Russia is known for its commodity exports to the world, and the short- and long-term impact of the recent sanctions on the country are not yet completely clear.
But given the wide-reaching implications of these sanctions on everything from energy and metals to airplane parts and shipping, we can reasonably expect that manufacturers and companies in the broader industrial space will need to brace for impact—if they haven’t felt it already.
What, then, will the severe sanctions placed on Russia really mean for middle market industrial businesses?
In less than two weeks, Russia became the most sanctioned country in the world. Before Feb. 22, Russia was already under 2,754 sanctions and was the second most sanctioned country after Iran. By mid-March, the number of sanctions doubled to over 6,330 and was still growing, according to a Russia Sanctions Dashboard maintained by Castellum.AI.
The U.S. Department of Commerce Bureau of Industry and Security issued controls in late February that “target Russia’s defense, aerospace, and maritime sectors and will cut off Russia’s access to vital technological inputs, [and] atrophy key sectors of its industrial base.”

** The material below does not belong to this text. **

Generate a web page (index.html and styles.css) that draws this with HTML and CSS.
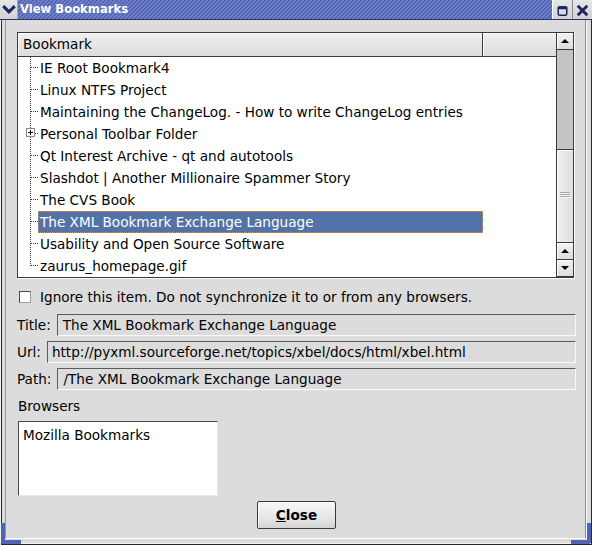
FILE: index.html
```html
<!DOCTYPE html>
<html>
<head>
<meta charset="utf-8">
<title>View Bookmarks</title>
<link rel="stylesheet" href="styles.css">
</head>
<body>
<div class="window">
  <div class="titlebar">
    <div class="tb-btn menu">
      <svg width="18" height="19" viewBox="0 0 18 19"><path d="M4.5 7 L9.5 12 L14.5 7" fill="none" stroke="#1c2660" stroke-width="3.2" stroke-linecap="square"/></svg>
    </div>
    <div class="title">View Bookmarks</div>
    <div class="tb-btn max">
      <svg width="20" height="19" viewBox="0 0 20 19"><rect x="5.5" y="7" width="9" height="8.5" rx="1.5" fill="none" stroke="#1c2660" stroke-width="1.6"/><rect x="5" y="6.2" width="10" height="3" rx="1" fill="#1c2660"/></svg>
    </div>
    <div class="tb-btn close">
      <svg width="20" height="19" viewBox="0 0 20 19"><path d="M6 6.5 L14 14.5 M14 6.5 L6 14.5" stroke="#1c2660" stroke-width="3" stroke-linecap="square"/></svg>
    </div>
  </div>
  <div class="frame">
    <div class="client">
      <div class="listview">
        <div class="lv-main">
          <div class="lv-header">
            <div class="col col1">Bookmark</div>
            <div class="col col2"></div>
          </div>
          <div class="lv-rows">
            <div class="row"><span class="branch"></span><span class="label">IE Root Bookmark4</span></div>
            <div class="row"><span class="branch"></span><span class="label">Linux NTFS Project</span></div>
            <div class="row"><span class="branch"></span><span class="label">Maintaining the ChangeLog. - How to write ChangeLog entries</span></div>
            <div class="row"><span class="branch"><span class="expander"></span></span><span class="label">Personal Toolbar Folder</span></div>
            <div class="row"><span class="branch"></span><span class="label">Qt Interest Archive - qt and autotools</span></div>
            <div class="row"><span class="branch"></span><span class="label">Slashdot | Another Millionaire Spammer Story</span></div>
            <div class="row"><span class="branch"></span><span class="label">The CVS Book</span></div>
            <div class="row"><span class="branch"></span><span class="label sel">The XML Bookmark Exchange Language</span></div>
            <div class="row"><span class="branch"></span><span class="label">Usability and Open Source Software</span></div>
            <div class="row last"><span class="branch"></span><span class="label">zaurus_homepage.gif</span></div>
          </div>
        </div>
        <div class="scrollbar">
          <div class="sb-btn"><span class="tri-up"></span></div>
          <div class="sb-track">
            <div class="sb-thumb"><span class="grip"></span></div>
          </div>
          <div class="sb-btn"><span class="tri-up"></span></div>
          <div class="sb-btn"><span class="tri-down"></span></div>
        </div>
      </div>

      <div class="check-row"><span class="checkbox"></span><span>Ignore this item. Do not synchronize it to or from any browsers.</span></div>

      <div class="field-row first"><span class="flabel">Title:</span><div class="field">The XML Bookmark Exchange Language</div></div>
      <div class="field-row"><span class="flabel">Url:</span><div class="field url">http://pyxml.sourceforge.net/topics/xbel/docs/html/xbel.html</div></div>
      <div class="field-row"><span class="flabel">Path:</span><div class="field">/The XML Bookmark Exchange Language</div></div>

      <div class="browsers-label">Browsers</div>
      <div class="browsers-box"><div class="bitem">Mozilla Bookmarks</div></div>

      <div class="buttons"><button class="btn"><u>C</u>lose</button></div>
    </div>
  </div>
  <div class="grip-corner left"></div>
  <div class="grip-corner right"></div>
</div>
</body>
</html>
```

FILE: styles.css
```css
* { box-sizing: border-box; }

body {
  margin: 0;
  font-family: "DejaVu Sans", "Noto Sans", sans-serif;
  font-size: 13.6px;
  color: #000;
  background: #dcdcdc;
}

.window {
  width: 592px;
  height: 545px;
  display: flex;
  flex-direction: column;
  position: relative;
  overflow: hidden;
  background: #dcdcdc;
}

/* ---------- title bar ---------- */
.titlebar {
  height: 20px;
  flex: none;
  display: flex;
  border-bottom: 1px solid #2c3468;
  background: repeating-linear-gradient(135deg, #5565b5 0 1.9px, #7181c9 1.9px 2.83px);
}

.tb-btn {
  height: 19px;
  display: flex;
  align-items: center;
  justify-content: center;
  background: linear-gradient(#e6e6e6, #d2d2d2);
}
.tb-btn svg { display: block; }
.tb-btn.menu { width: 18px; border-right: 1px solid #9aa0c8; }
.tb-btn.max { width: 20px; border-left: 1px solid #fff; }
.tb-btn.close { width: 20px; border-left: 1px solid #8a8a8a; }

.title {
  flex: 1;
  color: #fff;
  font-weight: bold;
  font-size: 11.6px;
  line-height: 19px;
  padding-left: 2px;
}

/* ---------- frame ---------- */
.frame {
  flex: 1;
  display: flex;
  padding: 0 6px 6px 5px;
  box-shadow: inset 1px 0 #f2f2f2, inset 2px 0 #2a2a2a, inset -1px 0 #2a2a2a, inset 0 -1px #2a2a2a, inset 0 -2px #f2f2f2;
}

.client {
  flex: 1;
  display: flex;
  flex-direction: column;
  align-items: flex-start;
  padding: 12px 9px 0 11px;
  border-left: 1px solid #9a9a9a;
  border-right: 1px solid #8a8a8a;
  border-bottom: 1px solid #ffffff;
  box-shadow: 1px 0 #ffffff;
}

/* ---------- list view ---------- */
.listview {
  width: 557px;
  height: 246px;
  display: flex;
  flex: none;
  border: 1px solid #3a3a3a;
  background: #fff;
  box-shadow: 1px 1px 0 #fbfbfb;
}

.lv-main {
  width: 538px;
  display: flex;
  flex-direction: column;
}

.lv-header {
  height: 24px;
  display: flex;
  border-bottom: 1px solid #3a3a3a;
}
.col {
  background: linear-gradient(#f0f0f0, #e4e4e4 60%, #dcdcdc);
  box-shadow: inset 1px 1px #fafafa;
  line-height: 23px;
  padding-left: 5px;
}
.col1 { width: 465px; border-right: 1px solid #3a3a3a; }
.col2 { flex: 1; }

.lv-rows { display: flex; flex-direction: column; }

.row {
  height: 22px;
  display: flex;
  align-items: stretch;
}

.branch {
  width: 20px;
  flex: none;
  position: relative;
  background-image:
    repeating-linear-gradient(to bottom, #3a3a3a 0 1px, transparent 1px 2px),
    repeating-linear-gradient(to right, #3a3a3a 0 1px, transparent 1px 2px);
  background-size: 1px 100%, 8px 1px;
  background-position: 12px 0, 13px 10px;
  background-repeat: no-repeat;
}
.row.last .branch { background-size: 1px 11px, 8px 1px; }

.expander {
  position: absolute;
  left: 8px;
  top: 5px;
  width: 9px;
  height: 9px;
  border: 1px solid #8c8c8c;
  background: #fff;
}
.expander::before, .expander::after {
  content: "";
  position: absolute;
  background: #000;
}
.expander::before { left: 1px; top: 3px; width: 5px; height: 1px; }
.expander::after { left: 3px; top: 1px; width: 1px; height: 5px; }

.label {
  width: 445px;
  padding-left: 2px;
  line-height: 22px;
  white-space: nowrap;
}
.label.sel {
  background: #5373a8;
  color: #fff;
  outline: 1px dotted #d09a5c;
  outline-offset: -1px;
}

/* ---------- scrollbar ---------- */
.scrollbar {
  flex: 1;
  display: flex;
  flex-direction: column;
  border-left: 1px solid #3a3a3a;
  background: #c4c4c4;
}
.sb-btn {
  height: 17px;
  flex: none;
  display: flex;
  align-items: center;
  justify-content: center;
  background: linear-gradient(#f2f2f2, #dcdcdc);
  border-bottom: 1px solid #3a3a3a;
  box-shadow: inset 1px 1px #fff;
}
.sb-track {
  flex: 1;
  display: flex;
  flex-direction: column;
  justify-content: flex-end;
  border-bottom: 1px solid #3a3a3a;
}
.sb-thumb {
  height: 93px;
  display: flex;
  align-items: center;
  justify-content: center;
  background: linear-gradient(to right, #f0f0f0, #dedede);
  border-top: 1px solid #3a3a3a;
  box-shadow: inset 1px 1px #fff;
}
.grip {
  width: 10px;
  height: 6px;
  margin-top: -2px;
  background: repeating-linear-gradient(to bottom, #a8a8a8 0 1px, #f4f4f4 1px 2px);
}
.tri-up {
  width: 0; height: 0;
  border-left: 4px solid transparent;
  border-right: 4px solid transparent;
  border-bottom: 4px solid #000;
}
.tri-down {
  width: 0; height: 0;
  border-left: 4px solid transparent;
  border-right: 4px solid transparent;
  border-top: 4px solid #000;
}

/* ---------- checkbox ---------- */
.check-row {
  margin-top: 9px;
  height: 20px;
  display: flex;
  align-items: center;
  gap: 9px;
  padding-left: 2px;
  white-space: nowrap;
}
.checkbox {
  width: 12px;
  height: 12px;
  background: #fff;
  border: 1px solid;
  border-color: #4a4a4a #9a9a9a #9a9a9a #4a4a4a;
}

/* ---------- fields ---------- */
.field-row {
  width: 100%;
  margin-top: 5px;
  height: 22px;
  display: flex;
  align-items: center;
  gap: 6px;
}
.field-row.first { margin-top: 7px; }
.flabel { white-space: nowrap; }
.field {
  flex: 1;
  height: 22px;
  line-height: 20px;
  padding-left: 5px;
  border: 1px solid;
  border-color: #5a5a5a #fafafa #fafafa #5a5a5a;
  white-space: nowrap;
  overflow: hidden;
}
.field.url { padding-left: 4px; }

/* ---------- browsers ---------- */
.browsers-label {
  margin-top: 7px;
  line-height: 18px;
  padding-left: 1px;
}
.browsers-box {
  margin-top: 6px;
  margin-left: 1px;
  width: 200px;
  height: 75px;
  background: #fff;
  border: 1px solid;
  border-color: #4a4a4a #e8e8e8 #e8e8e8 #4a4a4a;
  padding: 2px 4px;
}
.bitem { line-height: 22px; }

/* ---------- buttons ---------- */
.buttons {
  width: 100%;
  margin-top: 5px;
  display: flex;
  justify-content: center;
}
.btn {
  width: 79px;
  height: 28px;
  font-family: inherit;
  font-size: 13.6px;
  font-weight: bold;
  color: #000;
  border: 1px solid #3a3a3a;
  border-radius: 2px;
  background: linear-gradient(#f8f8f8, #e2e2e2 70%, #d4d4d4);
  box-shadow: inset 1px 1px #fff;
  padding: 0;
}

/* ---------- resize grips (overlay decorations) ---------- */
.grip-corner {
  position: absolute;
  bottom: 1px;
  width: 20px;
  height: 21px;
}
.grip-corner.left {
  left: 1px;
  border-left: 4px solid #5363b3;
  border-bottom: 4px solid #5363b3;
  border-bottom-left-radius: 3px;
}
.grip-corner.right {
  right: 1px;
  border-right: 4px solid #5363b3;
  border-bottom: 4px solid #5363b3;
  border-bottom-right-radius: 3px;
}
```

These controls prohibit the sale of critical oil field parts, software, computers, telecom equipment, information security equipment and more. Businesses that sell controlled equipment or technology will need to know their end customers before selling their goods or services or risk running afoul of the export controls.
On the supply front, higher energy costs will induce longer lead times for purchasing certain energy-intensive materials as manufacturers try to cope with the increased costs. Industrial companies—along with other businesses that rely on industrial products, such as construction companies and contractors—need to assess their ability to pass these rising costs off to the end customer. In practice, organizations are inserting language in new contracts to help protect against continuing price volatility.
People and businesses sanctioned
Most of the 4,860 new sanctions at the time of this article were targeted directly at individuals, and 519 are entities, not including a handful of vessels and aircraft. Those entities include foreign-owned Russian or Belarusian subsidiaries, businesses outside Russia and Belarus that trade directly with sanctioned and unsanctioned entities, and those indirectly affected through supplier networks.